Como qualquer amazonense do interior, Kaynä não calcula as distâncias por quilômetros, mas por dias de viagem em barco; e a essa informação um tanto imprecisa acrescenta-se uma particularidade pitoresca: rio acima ou rio abaixo. Até os 14 anos, quando faleceu seu pai, ela habitava em plena selva, em local isolado num dos braços do Rio Madeira, município de Manicoré. A que distância? Três dias de barco até Manaus... rio abaixo.
Kaynä possui uma personalidade e capacidade de expressão fora do comum, a julgar pelo tempo de contato que tem com a cidade. Foi muito perseguida pela estrutura indigenista petista, mas não abre mão de sua independência. Gravou um vídeo num linguajar cauteloso e ponderado, mas também corajoso, em que faz uma denúncia contra a FUNAI e as ONGs indigenistas.
Ela mostra que a situação mudou para os povos indígenas.
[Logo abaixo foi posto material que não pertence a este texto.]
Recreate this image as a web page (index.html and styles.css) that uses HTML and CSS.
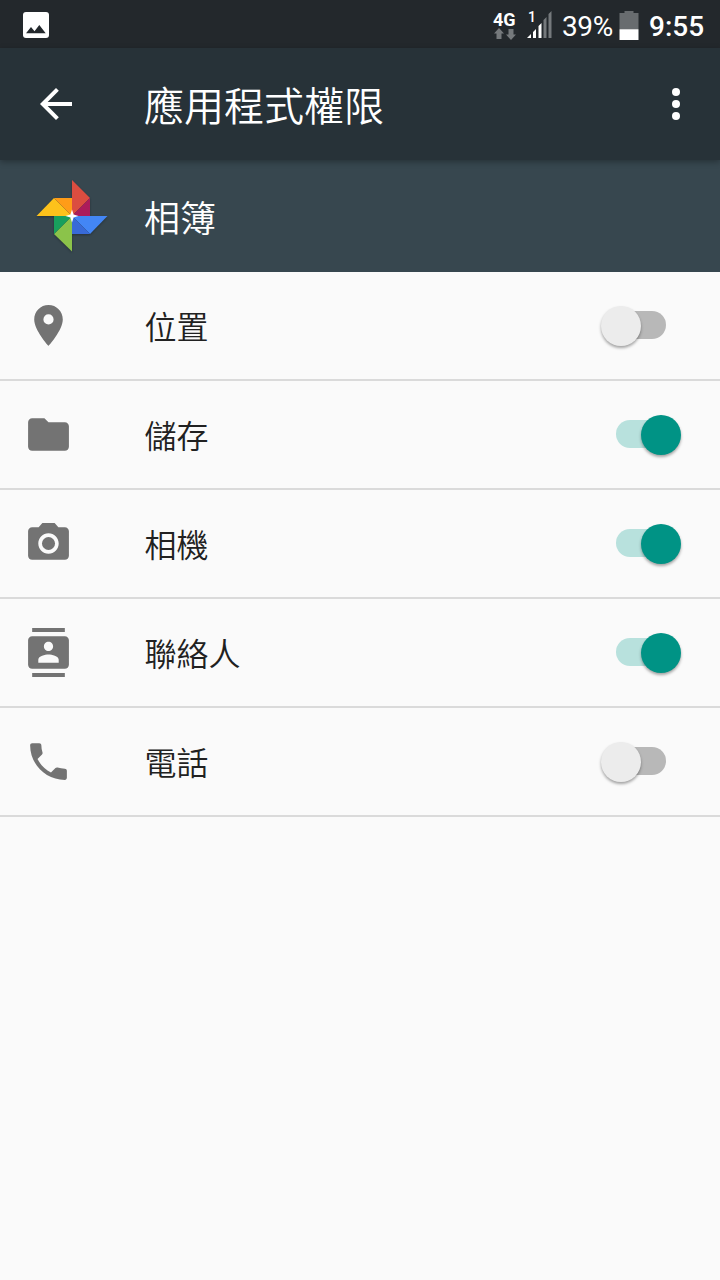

Eles estão despertando, querendo mais liberdade, e não aceitam que antropólogos e indigenistas "imponham a nossa identidade", pois "sabemos quem somos". Também as ONGs se meteram muito na questão indígena, fazendo com que milionários donos de ONGs, e os indígenas que se aliaram a eles, estejam muito bem de vida, enquanto os povos indígenas que realmente precisam estão na mais extrema miséria. Não têm nada, e muitos vivem como mendigos na rua, viciados em álcool.
Kaynä conclui: "O que precisa ser feito para os povos indígenas é dar-lhes oportunidade de trabalhar. Quem vai conseguir comprar suas coisas com uma bolsa família, ter uma vida boa e saudável? Não consegue. O índio precisa produzir. Não é preguiçoso, é capaz e tem uma inteligência grande. Sabe plantar, sabe produzir, só precisa de oportunidade. Com seu trabalho, os indígenas darão uma grande contribuição para a economia do Brasil".